Tuesday, May 15, 2007

The Money Post

Things with yesterday's bloodwork looked great. 1858 for 5w2days.

Now onto the topic. Money.

I've been helping a friend get all of her financial affairs in order; mainly because I find it infuriating when people don't balance and reconcile their checkbooks. She has never followed a budget and she has not been paying attention to how she has been spending her money. She has to provide annual financial statements to the local court to prove that she is using her military death benefits in a good way instead of taking advantage of them. She may have to do this because there was no will found. Either way, she has been stressed about this.

Since the beginning of the year I have been reconciling her checkbook for her and being a hardass whenever she goes shopping. She asked me to so I'm not stepping on her toes. I told her that E and I follow a budget and she asked if I could put her on one as well.

When E and I first got married, we had a 3 bedroom apartment that we shared with another married couple. A few months into the arrangement they were looking for another place and getting ready to move out. This kind of caught E and I by surprise and it was going to leave us in a bind because we had all decided to get the place together and split all expenses. It was a bad decision in the first place, but we made it nonetheless. When we found out we were going to be stuck with all the bills ourselves, we sat down with the trusty Microsoft Office Excel program and designed a budget. We had an 'average' column that had numbers of what we thought we would be spending, and then following columns detailed the months of the year, and the numbers that we actually spend in each category.

Categories consisted of 1st and 2nd half months of bills. Power, water, food, entertainment, vehicle payment, gas, phone, insurance, gifts, dining, and miscellaneous. There are more categories, but you get the idea. We programmed all of the equations which means we only have to type in the numbers and everything is done automatically. The amount paid for bills is deducted from the total and residual income and we have an ending balance every month that carries over.

I love following this budget and it makes it very easy for E and me to see exactly how much money we have and where we need to cut back. It also helps us to plan for the future because we can see how much we have left at the end of the month and we can move that directly to savings. It has helped so much and E and I have never had a fight about money (in almost 9 years) or how we are going to pay bills. We are able to keep each other in check and we talk regularly about where we stand and what our next goals should be.

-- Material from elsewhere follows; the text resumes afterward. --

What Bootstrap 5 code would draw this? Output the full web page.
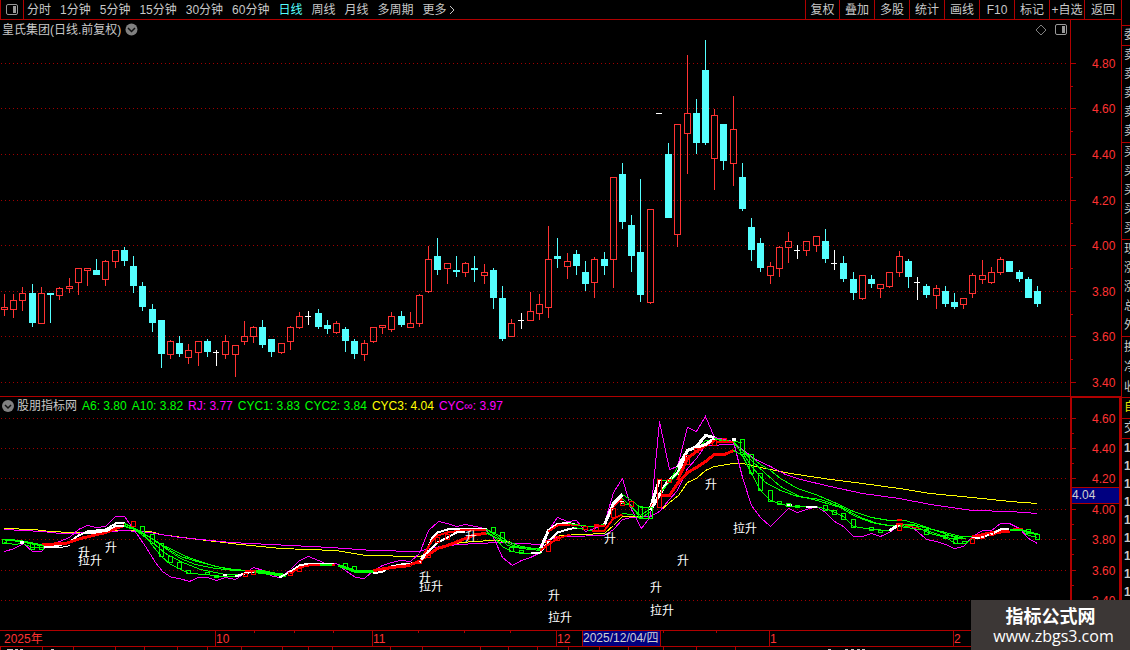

If you don't have a budget, I highly advise starting one. And if you aren't saving for the future, I advise that as well.

What financial quirks have worked or do work for you now?

3 comments:

Anonymous said...

I'm terrible with budgets. I had to take care of the money for years while Sarge was sick. Giving it back to him was one of the biggest stress busters for me.

Jennefer said...

I have been trying to get M to do a budget with me for years, but he refuses- it drives me crazy! I love budgets, but they are worthless if only one of us are following it.

Galen said...

Here is a financial quirk that is fun. I never use change. Everytime I buy lunch or anything with cash, I use only bills. At the end of every day I toss all my change in two coffee cans (one for pennies only and one for all other). When the cans are full, I wrap the coins in money wrappers and place them in my dad's old lock box under the bed. I was recently amazed to discover that four years of doing this has resulted in $500 in "found" money.